The bones were sent to Queensland Museum afterward, where the scientists found that the fragments were different from the fossils that were recovered from Richmond because the bones came from a land dinosaur and not the usual marine animals.

Holland added that these fragments were the first bones from a cretaceous dinosaur to be found in Australlia. Austrosaurus mckillopi are gentle, land-based herbivores with a barrel-like body and long necks. They grew up to 15 meters or nearly 50 feet in length and belonged to the same genus as the brachiosaurus.

"Unusually, they were found in a marine setting," Holland added. "So it's likely that this animal had died and was washed out to sea." 

However, because of lack of progress in finding the rest of the bones at the time, experts thought the site location and the opportunity to learn more about the dinosaur has been lost.

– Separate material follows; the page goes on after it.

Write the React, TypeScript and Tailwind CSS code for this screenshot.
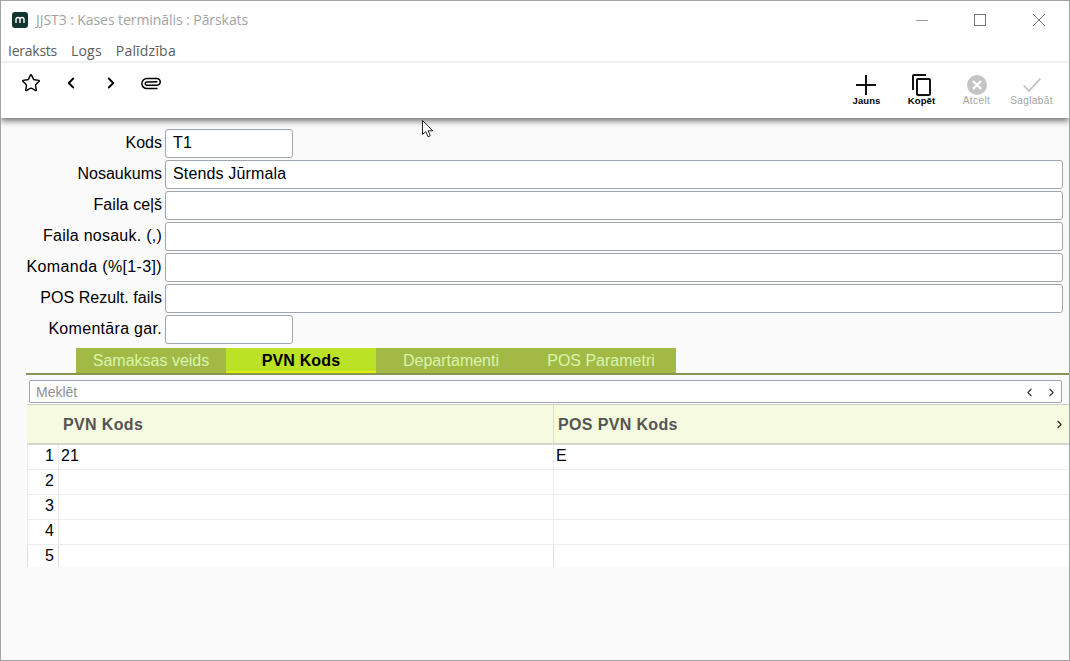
import React from "react";
import { Star, ChevronLeft, ChevronRight, Paperclip } from "lucide-react";

const rows: { label: string; value: string; short?: boolean; track?: string }[] = [
  { label: "Kods", value: "T1", short: true },
  { label: "Nosaukums", value: "Stends Jūrmala" },
  { label: "Faila ceļš", value: "", track: "tracking-[0.1px]" },
  { label: "Faila nosauk. (,)", value: "", track: "tracking-[0.25px]" },
  { label: "Komanda (%[1-3])", value: "", track: "tracking-[0.35px]" },
  { label: "POS Rezult. fails", value: "", track: "tracking-[0.05px]" },
  { label: "Komentāra gar.", value: "", short: true, track: "tracking-[0.3px]" },
];

const tabs = ["Samaksas veids", "PVN Kods", "Departamenti", "POS Parametri"];
const tableRows = [
  ["1", "21", "E"],
  ["2", "", ""],
  ["3", "", ""],
  ["4", "", ""],
  ["5", "", ""],
];

function Tool({ label, disabled, children }: { label: string; disabled?: boolean; children: React.ReactNode }) {
  return (
    <div className="flex w-[55px] flex-col items-center">
      <div className="flex h-[22px] items-center justify-center">{children}</div>
      <span className={`leading-[10px] whitespace-nowrap ${disabled ? "text-[10px] tracking-[0.4px] text-[#a3a3a3]" : "text-[9.5px] font-bold tracking-[0.1px] text-black"}`}>
        {label}
      </span>
    </div>
  );
}

export default function App() {
  return (
    <div className="relative flex h-[661px] w-[1070px] flex-col overflow-hidden border border-[#a3a3a3] bg-[#fafafa] font-['Liberation_Sans',sans-serif] text-black">
      <div className="z-10 shrink-0 bg-white shadow-[0_3px_6px_rgba(0,0,0,0.55)]">
        <div className="flex h-[37px] items-center pl-[11px]">
          <div className="flex h-[16px] w-[16px] items-center justify-center rounded-[3px] bg-[#12352f]">
            <svg width="12" height="10" viewBox="0 0 12 10" fill="none" stroke="white" strokeWidth="1.4">
              <path d="M2 8V4.5C2 3 3 2.5 4 2.5C5.2 2.5 6 3.2 6 4.5V8M6 4.5C6 3.2 6.8 2.5 8 2.5C9 2.5 10 3 10 4.5V8" />
            </svg>
          </div>
          <span className="ml-[8px] font-['Open_Sans',sans-serif] text-[14px] tracking-[-0.07px] text-[#a3a3a3]">JJST3 : Kases terminālis : Pārskats</span>
          <div className="ml-auto flex items-center">
            <svg width="12" height="12" viewBox="0 0 12 12" className="mr-[46px]" fill="none" stroke="#9a9a9a">
              <path d="M0 6.5H12" />
            </svg>
            <svg width="12" height="12" viewBox="0 0 12 12" className="mr-[47px]" fill="none" stroke="#777">
              <rect x="0.5" y="0.5" width="11" height="11" />
            </svg>
            <svg width="12" height="12" viewBox="0 0 12 12" className="mr-[24px]" fill="none" stroke="#777">
              <path d="M0 0L12 12M12 0L0 12" />
            </svg>
          </div>
        </div>
        <div className="flex h-[25px] items-center border-b-[2px] border-[#f0f0f0] pt-[2px] pl-[7px] font-['Open_Sans',sans-serif] text-[14px] text-[#5d5d5d]">
          <span className="tracking-[-0.25px]">Ieraksts</span>
          <span className="ml-[14px] tracking-[0.2px]">Logs</span>
          <span className="ml-[14px] tracking-[0.2px]">Palīdzība</span>
        </div>
        <div className="flex h-[55px] items-start">
          <div className="flex items-center pt-[10px] pl-[20px]">
            <Star size={20} strokeWidth={1.7} />
            <ChevronLeft size={18} strokeWidth={2.4} className="ml-[21px]" />
            <ChevronRight size={18} strokeWidth={2.4} className="ml-[22px]" />
            <Paperclip size={20} strokeWidth={1.8} className="ml-[21px] rotate-[45deg]" />
          </div>
          <div className="ml-auto flex pt-[11px] pr-[10px]">
            <Tool label="Jauns">
              <svg width="20" height="20" viewBox="0 0 20 20" fill="none" stroke="#111" strokeWidth="2" className="-translate-x-px">
                <path d="M10 0V20M0 10H20" />
              </svg>
            </Tool>
            <Tool label="Kopēt">
              <svg width="24" height="24" viewBox="0 0 24 24" fill="#111">
                <path d="M16 1H4c-1.1 0-2 .9-2 2v14h2V3h12V1zm3 4H8c-1.1 0-2 .9-2 2v14c0 1.1.9 2 2 2h11c1.1 0 2-.9 2-2V7c0-1.1-.9-2-2-2zm0 16H8V7h11v14z" />
              </svg>
            </Tool>
            <Tool label="Atcelt" disabled>
              <svg width="20" height="20" viewBox="0 0 20 20">
                <circle cx="10" cy="10" r="10" fill="#c4c4c4" />
                <path d="M6 6L14 14M14 6L6 14" stroke="white" strokeWidth="2.4" />
              </svg>
            </Tool>
            <Tool label="Saglabāt" disabled>
              <svg width="18" height="14" viewBox="0 0 18 14" fill="none" stroke="#c4c4c4" strokeWidth="1.8">
                <path d="M0.7 7.5L6 13L17.3 0.7" />
              </svg>
            </Tool>
          </div>
        </div>
      </div>

      <div className="flex flex-col gap-[2px] pt-[11px] pr-[6px]">
        {rows.map((r) => (
          <div key={r.label} className="flex h-[29px] items-start">
            <div className={`w-[164px] pr-[3px] text-right text-[16px] leading-[27px] whitespace-nowrap ${r.track ?? ""}`}>{r.label}</div>
            <div className={`h-[29px] rounded-[3px] border border-[#a0a6ad] bg-white pl-[7px] text-[16px] leading-[25px] tracking-[0.15px] ${r.short ? "w-[128px]" : "flex-1"}`}>
              {r.value}
            </div>
          </div>
        ))}
      </div>

      <div className="mt-[4px] ml-[25px] flex flex-col">
        <div className="flex border-b-[2px] border-[#87964f] pl-[50px]">
          {tabs.map((t) => {
            const active = t === "PVN Kods";
            return (
              <div
                key={t}
                className={`h-[25px] w-[150px] text-center text-[16px] leading-[25px] ${
                  active ? "border-b-[2px] border-[#dcf000] bg-[#bce226] font-bold tracking-[0.15px] text-black" : "bg-[#a2ba45] text-[#d8f5ae]"
                }`}
              >
                {t}
              </div>
            );
          })}
        </div>
        <div className="mt-[5px] mr-[7px] ml-[3px] flex h-[23px] items-center rounded-[2px] border border-[#a0a6ad] bg-white pt-[1px] pl-[6px] text-[14px] text-[#8a8f96]">
          <span>Meklēt</span>
          <div className="ml-auto flex items-center gap-[9px] pr-[3px] text-[#333]">
            <ChevronLeft size={13} strokeWidth={2} />
            <ChevronRight size={13} strokeWidth={2} />
          </div>
        </div>
        <div className="mt-[1px] ml-[1px] border-t border-[#cfd0cd]">
          <div className="flex h-[40px] items-center border-b-[2px] border-[#d6d8d0] bg-[#f6fae0] text-[16px] font-bold tracking-[0.35px] text-[#555]">
            <div className="h-full w-[32px]" />
            <div className="flex h-full w-[495px] items-center border-r border-[#dfe89a] pt-[1px] pl-[4px]">PVN Kods</div>
            <div className="flex h-full flex-1 items-center pt-[1px] pl-[4px]">
              POS PVN Kods
              <ChevronRight size={13} strokeWidth={2} className="mr-[3px] ml-auto text-[#222]" />
            </div>
          </div>
          {tableRows.map((r, i) => (
            <div key={r[0]} className={`flex bg-white text-[16px] leading-[22px] ${i < 4 ? "h-[25px] [&>div]:border-b [&>div]:border-[#ececec]" : "h-[22px]"}`}>
              <div className="w-[32px] border-r border-l border-[#dcdcdc] bg-white pr-[4px] text-right">{r[0]}</div>
              <div className="w-[495px] border-r border-[#dcdcdc] pl-[2px]">{r[1]}</div>
              <div className="flex-1 pl-[2px]">{r[2]}</div>
            </div>
          ))}
        </div>
      </div>

      <svg width="12" height="18" viewBox="0 0 12 18" className="absolute top-[119px] left-[421px] z-20" fill="white" stroke="#222" strokeWidth="1">
        <path d="M0.5 0.5V14.5L3.8 11.5L6 16.8L8.3 15.8L6.2 10.8H10.8Z" />
      </svg>
    </div>
  );
}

But when Mayor John Wharton of Richmond surveyed the original dig site by helicopter, he was able to recover more fragments.

The find led to a full-scale dig which uncovered more bones, identified as the dinosaur's ribs, after a week's work digging through what Holland describes as enough soil to fill two swimming pools. However, the archaeologists thought that finding more fragments was worth all the effort.

"To see the ribs in the ground, lying side by side, was breathtaking," Holland said. "All that had been collected in the 1930s were a few chunks of vertebrae, so to find the ribs that went with them was fantastic."

Holland said that some of the bones will be put on display at the Kronosaurus Korner on Sept. 26.